Brands can facilitate this shift by taking a more human approach as a means to control the conversation, normalizing the LGBTQ community. Skallerud spoke to user-generated content as an answer for brands: “You have to be fully cognizant and aware that there are thousands of posts being made by individuals on Instagram and Twitter that are very open and out there … and these posts are really good.” He continued, “When all [brands] do is post and talk about themselves, that becomes very bland and stale … but as a user, we’re typically looking for a broader perspective on things … and user-generated content provides that broader perspective.”

Unifying LGBTQ members with the greater community is a task that technology has already seamlessly performed. Skallerud said that technology used to find target audiences does not see sexual orientation, but only behaviors. Finding fans of lesbian theater, for example, does not yield only lesbians as the target audience, but all interested parties.
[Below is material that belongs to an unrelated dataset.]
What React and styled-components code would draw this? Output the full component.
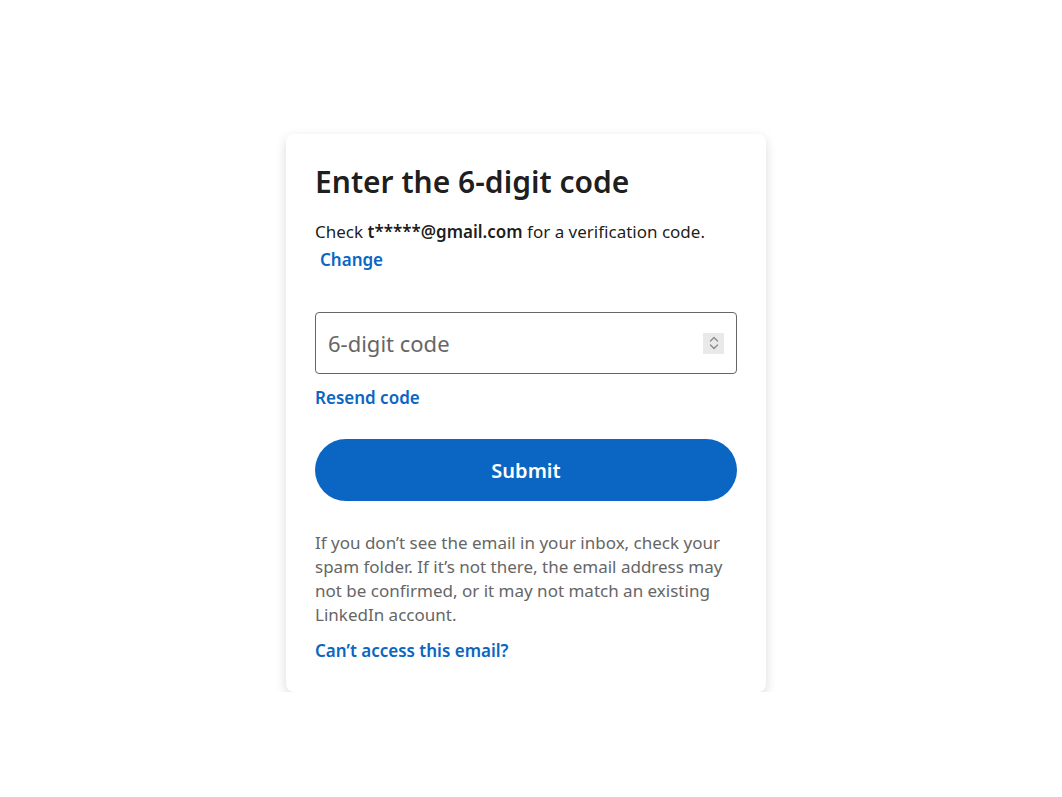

Skallerud said, “You’re automatically filtering out and finding the allies using the technology today. … It’s just happening naturally.” He continued, “You’re reaching people more based on their behavior, and knowing that gays or lesbians or transgender people will fall into that means that in some way you’re doing LGBT marketing. It’s broader by default, and it’s kind of exciting where it’s at nowadays.”

Whether you’re a professional tasked to create an LGBTQ centric campaign to run during Pride month or assigned to represent a client offering products specific to the queer community, remember that we’re all humans, seeking inclusion. An identifier like sexual orientation should not label a person as a potential ally in the effort to be politically correct. LGBTQ members, or any person considered to be diverse, should be included in ads, social conversations or media coverage for the sake of a kinder world that respects all.